Estes dois ataques relegaram o Brexit e a situação económica e
social do país para segundo plano, acentuando-se o tom de acusação entre os
Tories e o Labour. Jeremy Corbyn chegou
mesmo a exigir a demissão de Theresa May, responsabilizando-a por
ter cortado 20 mil polícias dos quadros. Já a primeira-ministra, que sempre
acusou o seu principal rival de radicalismo, endureceu o
discurso e afirmou que estaria disposta a mudar a lei para combater o
terrorismo, mesmo que isso implicasse passar por cima dos Direitos Humanos.
Entre as propostas da primeira-ministra está o aumento das
sentenças de prisão para pessoas condenadas por terrorismo, a deportação de
presumíveis terroristas ou a restrição nos seus movimentos. “Se os Direitos Humanos
nos impedirem de o fazer, vamos mudar as leis para o que possamos fazer”, reiterou Theresa May, citada
pelo The Guardian.
A grande questão que se coloca é perceber qual dos dois
discursos vai conseguir obter a confiança do eleitorado, confuso com algumas
contradições. Se por um
lado Jeremy Corbyn critica May por esta ter feito cortes nas forças policiais,
por outro o seu discurso está longe de estar centrado num endurecimento da
retórica do aumento do policiamento nas ruas como forma de resolver a questão
do terrorismo. Já Theresa May estabelece como prioridade o aumento da
segurança, o que não a impediu de baixar o nível de ameaça terrorista no Reino
Unido.
Eleições mais
"desconcertantes de sempre"
No início da
campanha eleitoral, era expectável que os Tories reforçassem a sua maioria na
Câmara dos Comuns, onde estão em jogo 650 assentos. Apesar de não
ser impossível, parece pouco provável que consigam ultrapassar os 330 lugares
que têm atualmente.
A última sondagem divulgada pelo The Telegraph dá a vitória aos
Tories, com 42,9%. O Labour teria 37,2%. Contudo, as sondagens têm variado
bastante, com algumas a atribuírem a vitória aos conservadores com uma
diferença de 12 pontos percentuais relativamente aos trabalhistas, enquanto
outras situam a distância entre os dois partidos em apenas 1 ponto
percentual.
Neste cenário de incerteza, a campanha eleitoral não segue um
“caminho definido”. Anne Perkins, colunista no The Guardian, escreve que a
campanha de 2017 é “certamente a
mais desconcertante de sempre”.
Se recuarmos até às últimas eleições, em 2015, ou ao referendo
sobre o Brexit, em 2016, esta imprevisibilidade é acentuada pelo facto de em
ambas as situações as sondagens terem falhado. Além disso, o cenário
político britânico mudou bastante e são ainda incertos os lugares que os
restantes partidos vão conseguir obter na Câmara dos Comuns.

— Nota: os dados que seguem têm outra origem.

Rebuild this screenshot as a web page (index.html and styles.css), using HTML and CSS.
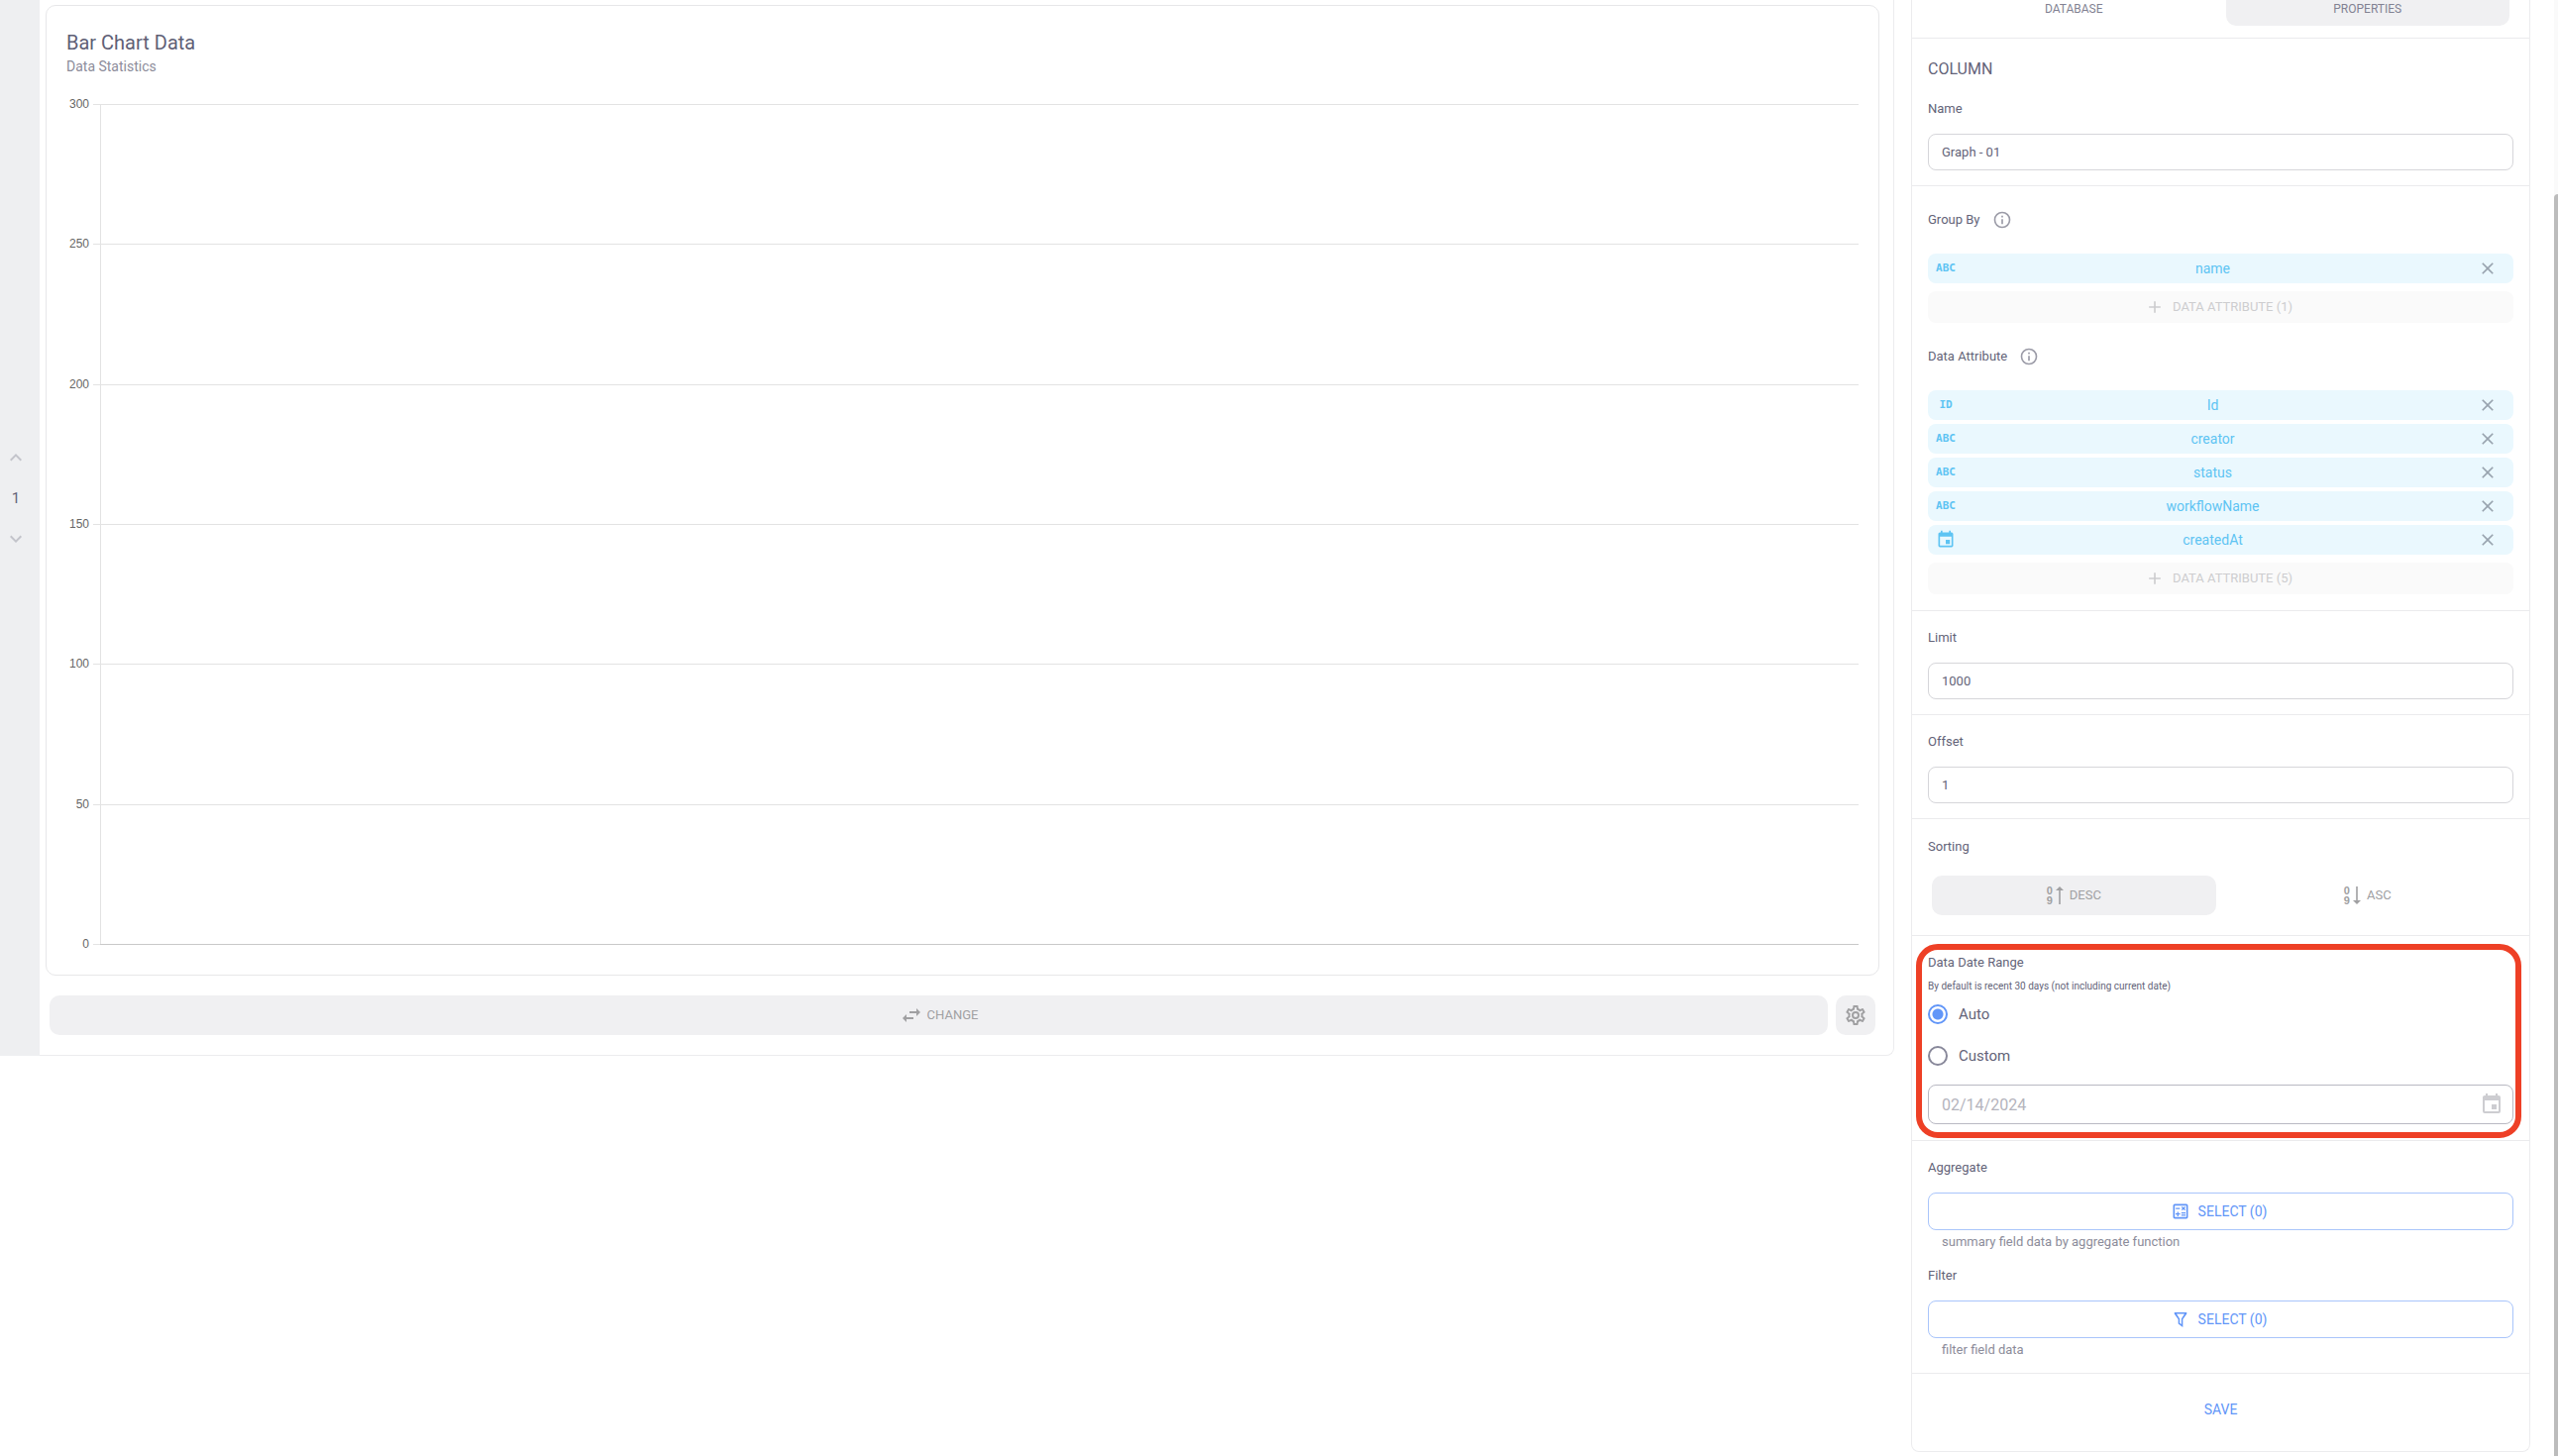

Os Liberais Democratas, que fizeram parte do governo de David
Cameron e chegaram a ser o terceiro maior partido do país, tiveram uma enorme
derrota em 2015, passando de 57 lugares para oito. Procuram agora recuperar da
desastrosa derrota. Por seu lado, o UKIP parece
estar a tornar-se cada vez mais irrelevante. Depois da vitória do Brexit, Nigel
Farage abandonou o partido por considerar que a “missão estava cumprida”. O atual líder, Paul Nuttall,
parece um pouco à deriva, sem discurso, incapaz de mobilizar eleitorado.
É também importante ter em conta o papel que Escócia, País de
Gales, Irlanda e Irlanda do Norte assumem no processo eleitoral. Particularmente relevante
é o caso do Partido Nacional Escocês, liderado pela primeira-ministra escocesa,
Nicola Sturgeon, que tem sido uma forte opositora de May na forma de
conduziu o processo do Brexit. Atualmente, tem 56 assentos.
Já no caso irlandês, convém realçar o Sinn Féin, atualmente com
quatro lugares na Câmara, que defende uma Irlanda unida e pede um referendo
sobre a fronteira da Irlanda do Norte.
O Reino Unido, assustado com o terrorismo e indeciso sobre o
futuro das negociações com a Europa e a economia nacional, decide hoje o seu
futuro. Ao que tudo indica, os Tories
deverão conseguir a vitória. Resta saber se vão conseguir uma maioria ou se,
por outro lado, uma vitória surpresa do Labour vai agitar (ainda mais) a
política britânica. Até porque, nos últimos tempos, as surpresas têm sido muitas.